Europa – Meditation # 148

Die alten und neuen Portalfiguren in Europa

Die erste, die zweite, die dritte und die vierte Gewalt – das waren bisher die Eckpfeiler unseres Tempels der Selbstvergewisserung. Und die vierte, die Medien, zappeln inzwischen genauso wie die drei alten Gewalten im Zirkuszelt – ratlos – und verlieren Leser, Hörer und Zuschauer noch und noch. Von den alten Parteien ganz zu schweigen: Lieber zeigt in diesen Tagen jeder gerne auf die Sozialdemokratie, die sich selbst zu zerlegen scheint. Aber der Schein trügt. Sie ist nur die älteste der Parteien, und die Arbeiterschaft des 19. und 20. Jahrhunderts diejenige soziale Gruppe, die die radikalsten Umbildungen – der ehemalige Bildungsbürger würde wahrscheinlich besserwisserisch von Metamorphosen sprechen – an sich selbst ertragen musste. Vokabular, Themen und Vorbilder sind längst angestaubt, am Verrosten. Die Vögel auf der Stange piepsen lauthals von da oben herab: „Selbstdemonage, ihr ewig Gestrigen, Selbstdemonage!“

Und bemerken gar nicht, dass sie fleißig mit am Ast sägen, auf dem sie alle sitzen: Der Parteiendemokratie.

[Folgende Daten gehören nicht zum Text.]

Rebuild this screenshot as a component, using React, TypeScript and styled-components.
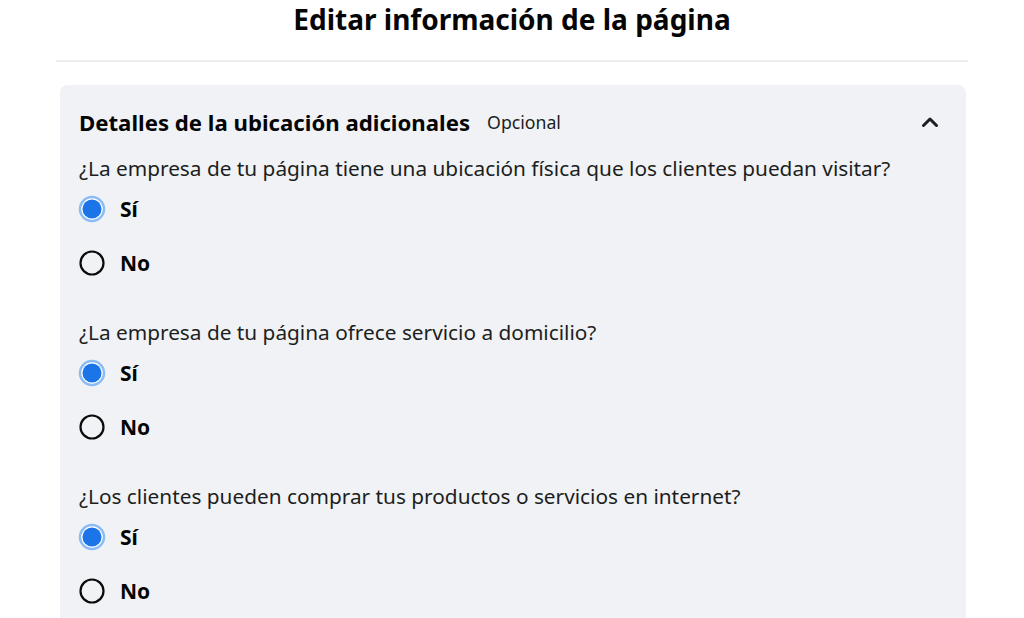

Die steigende Wahlbeteiligung und die zerfallenden großen Parteien sprechen aber eine deutliche Sprache: Der Zeitgenosse – und hier vor allem der junge und sehr junge – hat die Nase voll vom leerlaufenden Palaver der Parteibonzen und Mitläufer. Empört oder angeekelt oder beides wendet er sich lustvoll ab und findet angenehmste Gleichgesinnte im Netz. Die Plakate der letzten Wahlschlacht auf europäischer Ebene zeigen diesen neugierigen und informierten jungen Zeitgenossen eher Mumien und Slogans der Adenauerära. Damit können sie aber nun wirklich nichts anfangen.

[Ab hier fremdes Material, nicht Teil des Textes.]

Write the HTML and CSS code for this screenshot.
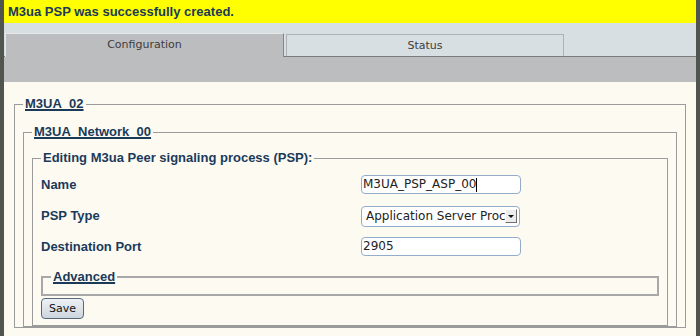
FILE: index.html
```html
<!DOCTYPE html>
<html>
<head>
<meta charset="utf-8">
<link rel="stylesheet" href="styles.css">
</head>
<body>
<div class="page">
  <div class="banner">M3ua PSP was successfully created.</div>
  <div class="tabs">
    <div class="tab active">Configuration</div>
    <div class="tab">Status</div>
  </div>
  <div class="subbar"></div>
  <div class="content">
    <fieldset class="fs fs1">
      <legend class="lg link">M3UA_02</legend>
      <fieldset class="fs fs2">
        <legend class="lg link">M3UA_Network_00</legend>
        <fieldset class="fs fs3">
          <legend class="lg">Editing M3ua Peer signaling process (PSP):</legend>
          <div class="form">
            <div class="label">Name</div>
            <div class="cell"><div class="input"><span class="val">M3UA_PSP_ASP_00</span><span class="caret"></span></div></div>
            <div class="label">PSP Type</div>
            <div class="cell"><div class="select"><span class="opt">Application Server Process</span><span class="arrow"><span class="tri"></span></span></div></div>
            <div class="label">Destination Port</div>
            <div class="cell"><div class="input"><span class="val">2905</span></div></div>
          </div>
          <fieldset class="fs adv"><legend class="lg link">Advanced</legend></fieldset>
          <button class="save">Save</button>
        </fieldset>
      </fieldset>
    </fieldset>
  </div>
</div>
</body>
</html>
```

FILE: styles.css
```css
html, body {
  margin: 0;
  padding: 0;
}
body {
  background: #50554f;
  height: 336px;
  overflow: hidden;
  font-family: "Liberation Sans", Arial, sans-serif;
}
.page {
  margin: 0 4px;
  height: 336px;
  background: #fdfaf2;
  overflow: hidden;
}
.banner {
  height: 23px;
  line-height: 23px;
  background: #ffff00;
  color: #1b3a5a;
  font-weight: bold;
  font-size: 13px;
  padding-left: 4px;
}
.tabs {
  height: 33px;
  background: #d8dfe3;
  display: flex;
  align-items: flex-end;
  padding-left: 1px;
}
.tab {
  font-family: "DejaVu Sans", sans-serif;
  font-size: 11px;
  color: #3c3c3c;
  text-align: center;
  box-sizing: border-box;
}
.tab.active {
  width: 279px;
  height: 24px;
  line-height: 22px;
  background: #bcbdbe;
  border-top: 1px solid #e4e6e8;
  border-left: 1px solid #e4e6e8;
  border-right: 1px solid #858585;
  margin-bottom: -1px;
}
.tab:not(.active) {
  width: 278px;
  height: 22px;
  line-height: 21px;
  margin-left: 2px;
  background: #d8dfe3;
  border: 1px solid #aeb2b5;
  border-bottom: none;
}
.subbar {
  height: 25px;
  background: #bcbdbe;
  border-top: 1px solid #7b7b7b;
}
.content {
  padding-top: 13px;
}
.fs {
  margin: 0;
  padding: 0 8px;
  border: 1px solid #9b9b9b;
  min-width: 0;
}
.lg {
  padding: 0 2px;
  font-weight: bold;
  font-size: 13px;
  line-height: 18px;
  color: #1b3a5a;
}
.lg.link {
  text-decoration: underline;
  text-decoration-thickness: 2px;
  text-underline-offset: 1px;
}
.fs1 {
  margin: 0 10px;
}
.fs2 {
  margin-top: 10px;
}
.fs3 {
  margin-top: 8px;
  padding-bottom: 6px;
}
.form {
  margin-top: 2px;
  display: grid;
  grid-template-columns: 320px 160px;
  grid-auto-rows: 31px;
}
.label {
  font-weight: bold;
  font-size: 13px;
  color: #1b3a5a;
  display: flex;
  align-items: center;
}
.cell {
  display: flex;
  align-items: center;
}
.input {
  box-sizing: border-box;
  width: 160px;
  height: 19px;
  border: 1px solid #93acc9;
  border-radius: 4px;
  background: #ffffff;
  font-family: "DejaVu Sans", sans-serif;
  font-size: 12px;
  line-height: 17px;
  color: #222;
  padding: 0 1px;
  display: flex;
  align-items: center;
}
.caret {
  display: inline-block;
  width: 1px;
  height: 14px;
  background: #000;
}
.select {
  box-sizing: border-box;
  width: 159px;
  height: 21px;
  margin-top: 1px;
  border: 1px solid #93acc9;
  border-radius: 4px;
  background: #ffffff;
  display: flex;
  align-items: center;
  padding: 0 2px 0 4px;
  font-family: "DejaVu Sans", sans-serif;
  font-size: 12px;
  color: #222;
}
.opt {
  flex: 1;
  overflow: hidden;
  white-space: nowrap;
}
.arrow {
  box-sizing: border-box;
  width: 12px;
  height: 14px;
  background: #ececec;
  border-top: 1px solid #fff;
  border-left: 1px solid #fff;
  border-right: 1px solid #6f6f6f;
  border-bottom: 1px solid #6f6f6f;
  display: flex;
  align-items: center;
  justify-content: center;
}
.tri {
  width: 0;
  height: 0;
  border-left: 3px solid transparent;
  border-right: 3px solid transparent;
  border-top: 3px solid #111;
}
.adv {
  margin-top: 6px;
  border-width: 2px;
  border-color: #a8a8a8;
  padding-bottom: 8px;
}
.save {
  display: block;
  margin: 2px 0 0 0;
  width: 43px;
  height: 21px;
  padding: 0;
  border: 1px solid #56697c;
  border-radius: 4px;
  background: linear-gradient(#eef2f5, #ccd5dd);
  font-family: "DejaVu Sans", sans-serif;
  font-size: 11px;
  color: #111;
}
```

So schließen sie sich mit ihresgleichen kurz – man ist eben verlässlich vernetzt und kennt sich, lacht und lästert viel und ist ziemlich präsent in den Themen, die Europa zur Zeit umtreiben – Greta lässt schön grüßen!

Die schleichende Erosion in der Parteiendemokratie wird zu völlig neuen Vernetzungen führen: Die jungen Leute haben nun gleich zwei Heimaten – eine digitale unter ihresgleichen und eine analoge in ihrem Fußballclub, in ihrem Kiez, in ihrem wirklichen Freundeskreis. Das gibt ein gutes, vitales Lebensgefühl. Da sind die Parteiendemokratie und die repräsentative Demokratie olle Kamellen und Welten, die einfach noch nicht den Schuss gehört haben. Weiter nichts. Was ist daran eigentlich so schwer zu verstehen, Frau AKK etc?